Does this situation seem too familiar to you? Was your confidence level for your most recent release high or non-existent? What if a feature doesn’t work? Or worst of all, what happens when production is down with no immediate resolution? What will you tell your end-users in the morning who do not receive their reports? What if your largest customer decides that based on the issues with your last release, enough is enough?
Have you ever been in this situation? How do you eliminate the anxiety around release, and move towards a more anxiety free release process?
Here are six tips to reduce unnecessary cortisol, and improve the efficiency and efficacy of your next release.
- The first problem to tackle is the lack of similarity between QA and Production environments. Infrastructure as code will allow you to define your infrastructure in code, and ensure identical environments. You will have confidence that your hundreds of hours of testing aren’t wasted due to infrastructure drift. Terraform (https://www.terraform.io/) is a very popular tool to ensure you have consistent infrastructure across environments. Using the HashiCorp Configuration Language (HCL), you define the components needed to run a single application or your entire datacenter. You can use modules to organize related parts of your configuration into distinct logical components, which can be custom written in-house or imported from the Terraform Registry (https://registry.terraform.io/). Take a look at this excellent blog post on how to write more Informed Terraform code. (https://foghornconsult.wpengine.com/2020/07/20/informed-terraform/)
- The second major problem to eliminate is manual database changes. You should not be logging into a production database from your laptop (most certainly not over the public internet!) to create, read, update, or destroy database changes. There are way better ways to do this! There are a multitude of solutions to tackle this problem, but the recommended way is to use automation tools such as Flyway (https://flywaydb.org/). Flyway is essentially version control for your SQL based database. With Flyway, any changes to the database are called migrations and are stored in specially named .sql files. Development teams can collaborate on a single set of database changes that are applied sequentially, and the whole process can be integrated into an existing CI/CD workflow. Here is an example to migrate an existing database into Flyway, create a new table, then insert a few rows of data. Getting started is as simple as installing the command line tool and creating a database configuration file. First, you generate a SQL script that includes the entire DDL (including indexes, triggers, procedures…) of your production database and save it as ‘sql/V1__baseline_migration.sql’. Next, you run flyway against your new production database to prepare it for migration then apply your “existing” database changes to the “new” database. To create additional tables and insert data, you simply create a new files ‘sql/V2__Create_tables.sql’ and ‘sql/V3__Add_data.sql’ that contain the SQL create and insert statements. Finally, you run ‘flyway migrate’ and you will see that each migration step was applied sequentially, and your database is brought to the state of production, and the additional V2 and V3 steps were applied. Any additional changes would be stored in sequentially numbered files ‘sql/V4_Additional_data.sql’.

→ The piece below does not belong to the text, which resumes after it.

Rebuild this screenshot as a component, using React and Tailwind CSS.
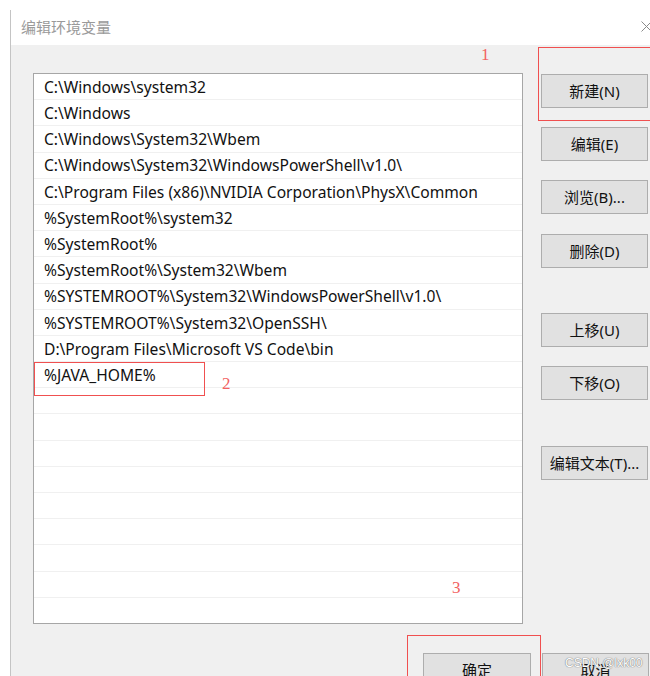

- Thirdly, you should not be manually pulling code from version control into a production environment (or any environment) and manually updating services and packages. A recommended way to do this is to create an immutable image from source code, with all packages and updates already completed. Packer is a very popular and robust tool to utilize, if you are deploying the whole OS with the artifact on it. The overall goal is to deploy a versioned image into production that is already validated and thoroughly tested.
- Another suggestion is to use blue/green deployment or canary deployments. Blue/Green deployment is the concept of running two identical production environments in parallel. The blue environment is your current production environment. The green environment contains your next release. The idea is to release a new version of your code to the green environment, then migrate traffic to this new environment. This would be prohibitively expensive with traditional static infrastructure, but combining cloud infrastructure with automated provisioning via Terraform, cost is no longer a blocker. One way to achieve this is to have a public-facing load balancer that is configured using internal DNS to route traffic to either the blue or green environment. To perform the release of your new environment, you simply configure the load balancer to route traffic from the blue environment to the green environment. Once all traffic is migrated to the green environment, you can decommission the blue environment, and the green becomes the blue. For your next release, you repeat the process by deploying the new version of your application to the green environment. You can set a short TTL time on your DNS servers to ensure this cutover happens in a matter of minutes. If you detect an issue with your newly deployed green environment, you can quickly restore to your previous blue environment.
- Canary deployments allow you to release your software to a small subset of your user base, perform testing, then gradually roll it out to the remaining set of users. This method allows you to have an early warning system (hence the name canary, as in canary in a coalmine), in the event that you release a change that results in a major outage. This way only a small subset of users experiences the outage, as opposed to your entire user base.
- The final suggestion can be summarized by the concept known as RERO or release early, release often. This is a software development methodology that stresses the importance of early and frequent releases. Rather than waiting several months to perform a large release with many major changes, your team would release smaller incremental changes at a more frequent pace. This allows you to validate smaller changes quickly because there are less changes to validate. This ultimately leads to higher quality software, as you are able to gather feedback from users and testers quickly and implement changes at a more accelerated pace.
Implementing all of these changes will not completely eliminate anxiety around deployments, but it could drastically reduce it. The onus to deliver shouldn’t fall on one team members shoulders, each member of the team should be making a meaningful contribution and shoulder some responsibility towards the release. The Release Engineer should be simply pressing a button. When everyone is working from the same playbook employee morale will rise dramatically. Your agile organization will be able to release quicker, more confidently, and most importantly, with minimal or no customer impact.